This article originally appeared on Forbes.  The original article can be found at: Click here

There’s no question times are tough for many small businesses (though it’s good to see the private sector rising to the occasion). With customers staying home, travel canceled and most things grinding to a halt while we battle to contain COVID-19, it can be tough to stay afloat.

That’s true for businesses as well as their owners.

Help is available on both the business and personal fronts, however. And remember, with proper separation between your business and personal finances, you can — and should — keep a shortfall in one from triggering a crisis in the other.

Support Your Business, Smooth Your Bankruptcy?

Every business owner’s situation is different, and there’s no one-size-fits-all approach to dealing with the financial uncertainty we find ourselves in.
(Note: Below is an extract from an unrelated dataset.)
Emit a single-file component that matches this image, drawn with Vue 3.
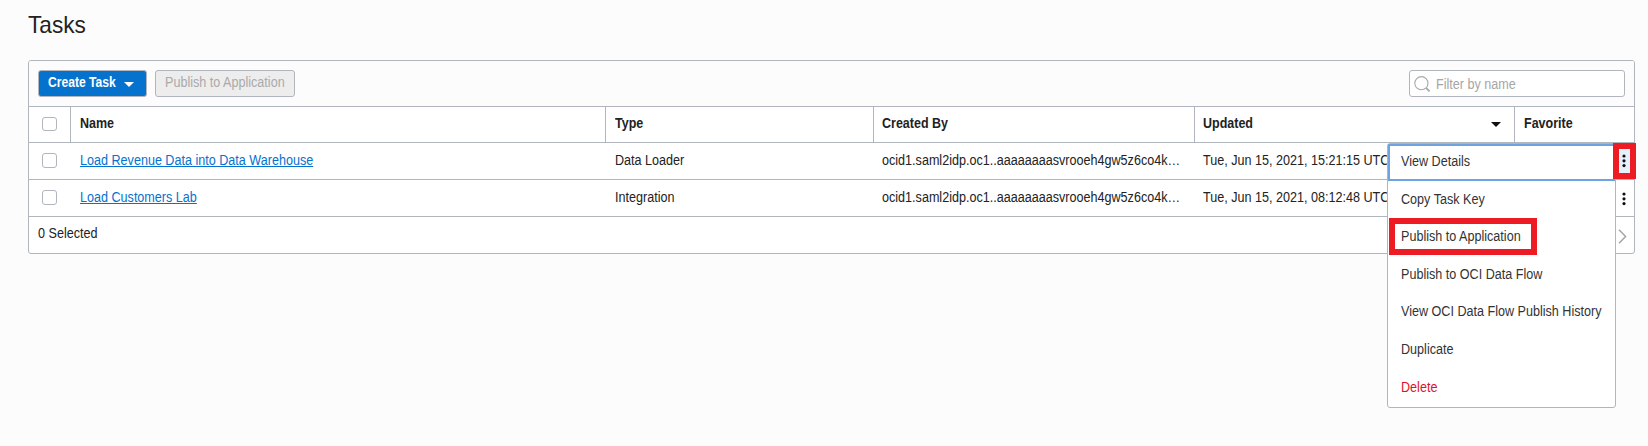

But if you’re one of the many who thinks you may have to choose between saving your business and saving yourself, I may have some good news, or at least some constructive advice.
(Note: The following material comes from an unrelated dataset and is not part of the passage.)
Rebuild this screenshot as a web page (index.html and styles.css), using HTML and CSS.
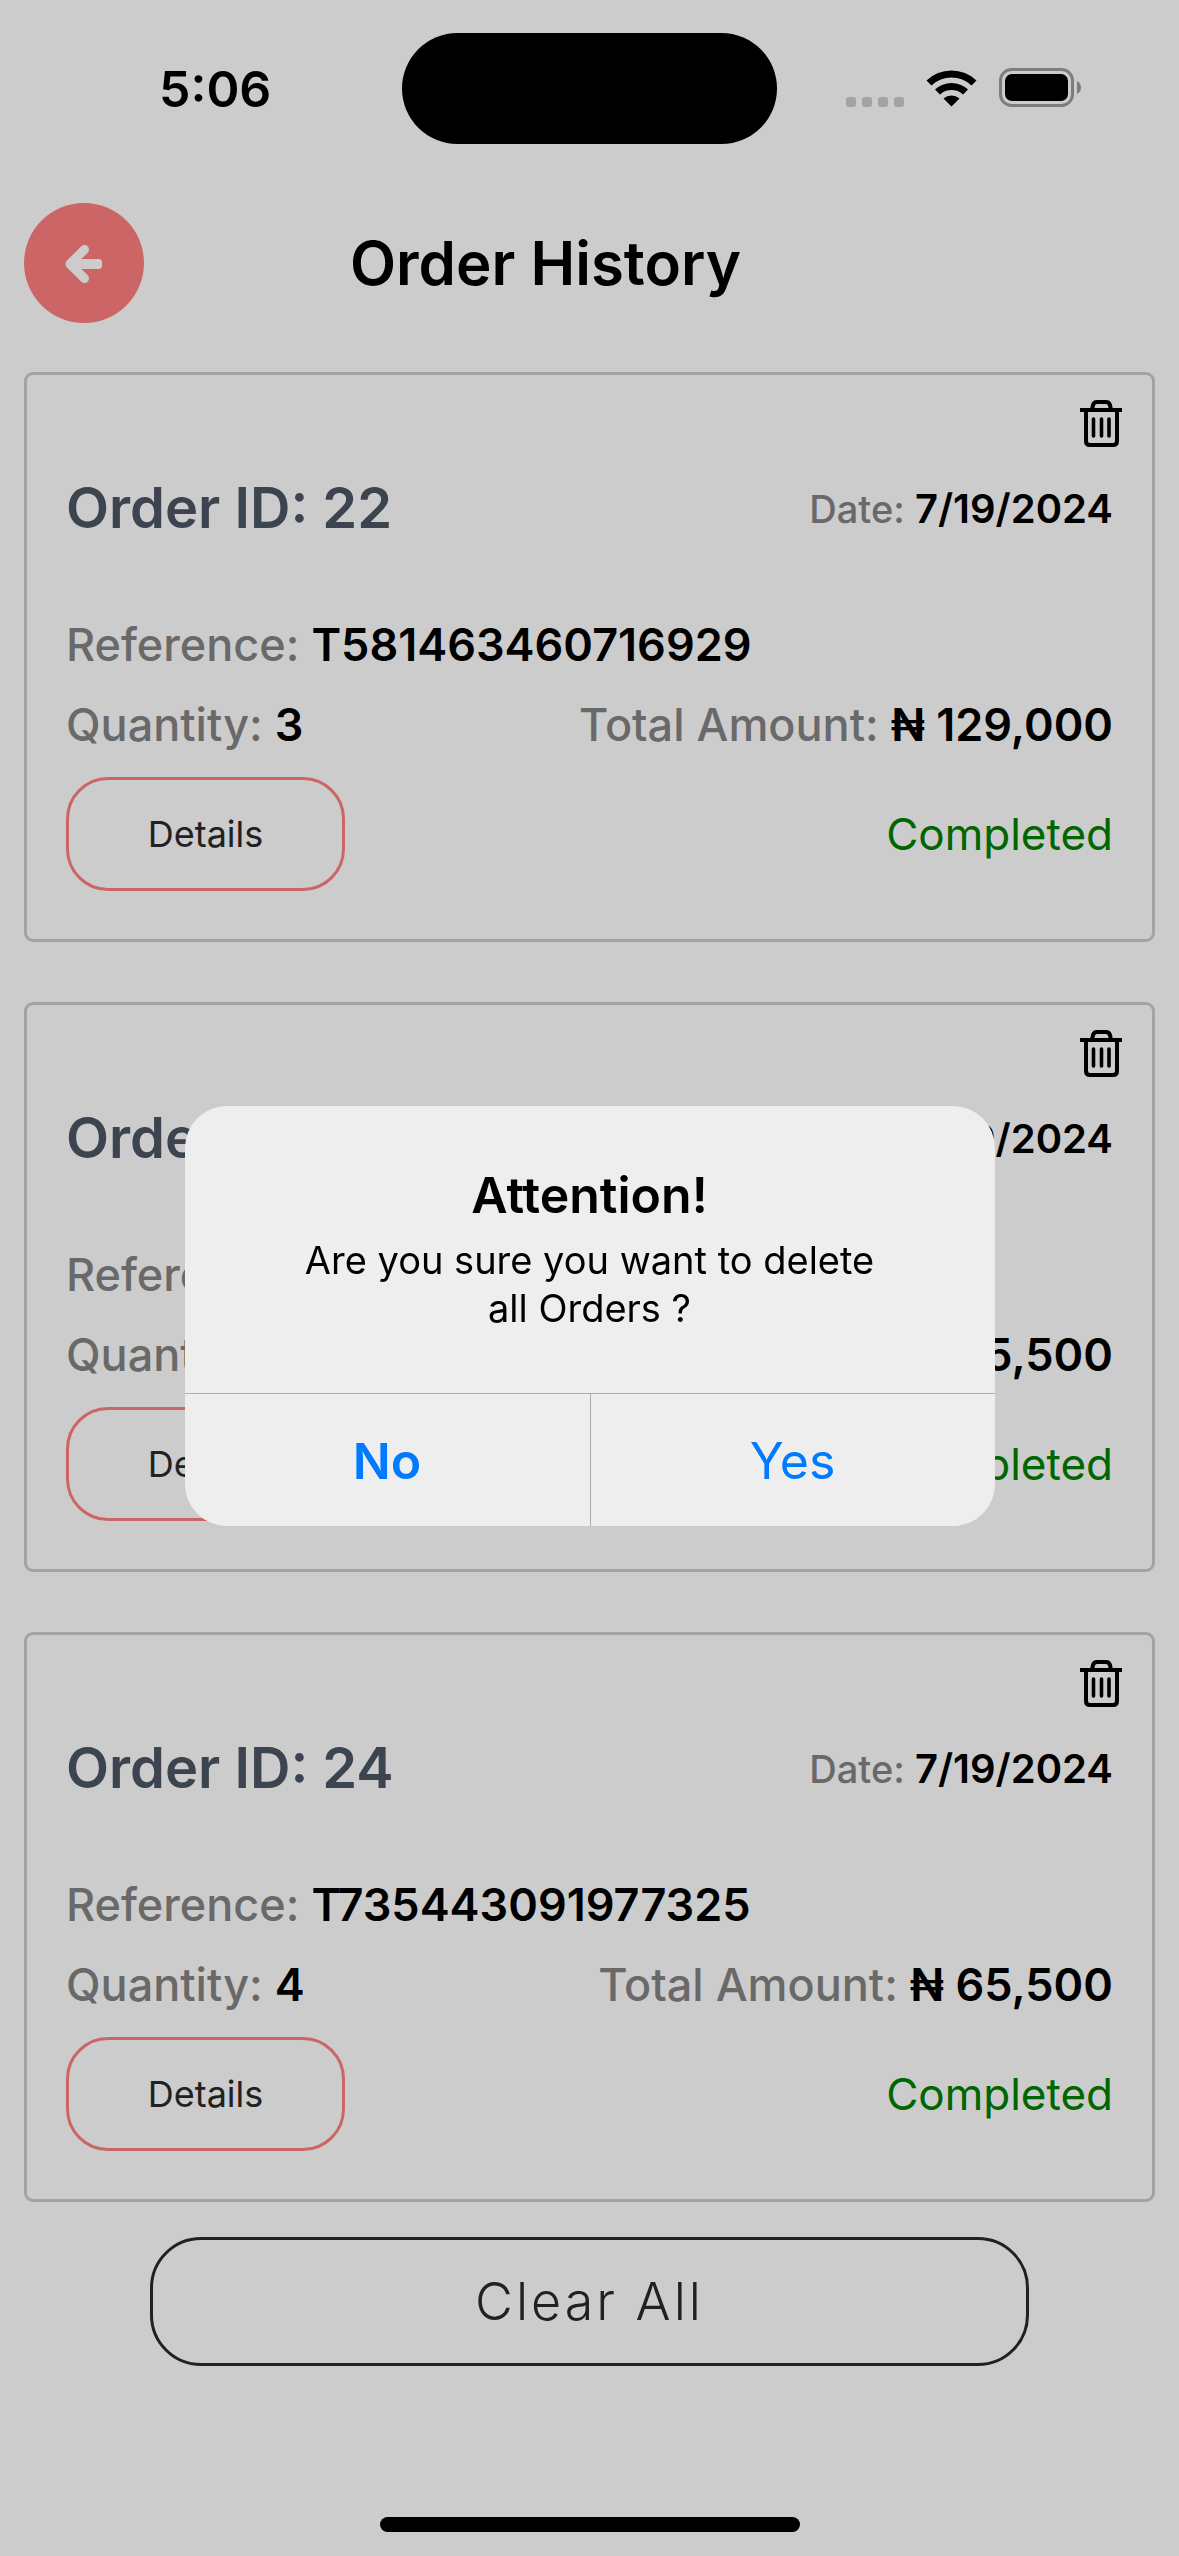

Because the need to sustain small businesses and our nation’s entrepreneurial spirit is more important than ever, the CARES Act and other legislation provide several means of support for businesses of all sizes. And because consumer strength is also important, Congress has created new means of protecting and preserving assets for those hardest hit by stay-at-home orders and the economic slowdown.

In combination, this can help you save your business and more effectively restructure your personal liabilities, allowing you to emerge in the strongest possible financial position.

First, you have options when it comes to assistance for your business. You may be eligible for a grant of up to $10,000 if your business is directly impacted by the COVID-19 pandemic. The SBA is also offering new low-interest loans for up to $2 million. These can help you tide things over and be in a good position to pick right back up when the pandemic passes.

Of course, business assistance only helps if you plan on keeping your business afloat. If you’re facing a personal financial crunch, you may be tempted to cash out your business assets to ease your personal financial situation. Before you make that choice, there’s more about the CARES Act you should know.

Better Bankruptcy With More Forgiving Terms

Normally, a Chapter 13 bankruptcy involves a payment plan lasting either three or five years. One provision in the CARES Act extends that period to seven years for anyone experiencing a material hardship due to COVID-19 and can be used until March 2021. This increased timeline can lower your monthly payments and give you more time to deal with your creditors.

The increased timeline may also give you more leverage to settle with creditors outside of a Chapter 13 bankruptcy. As with all bankruptcy-related issues, this kind of strategic planning has to be handled on a case-by-case basis, and it’s good to have an experienced bankruptcy lawyer in your corner.

A bankruptcy lawyer can also help you navigate the new income exclusions applicable to Chapter 13 cases, including payments received under the CARES Act and other legislation related to COVID-19. You may be able to protect more of your business assets and revenue than you realize, which can lower both your monthly payments and how much you ultimately pay under a Chapter 13 plan.

In short, given the increased personal protection you can achieve through a Chapter 13 bankruptcy and the business support you can receive through the CARES Act and other legislation, you should think long and hard before cashing in your business assets to resolve personal liabilities.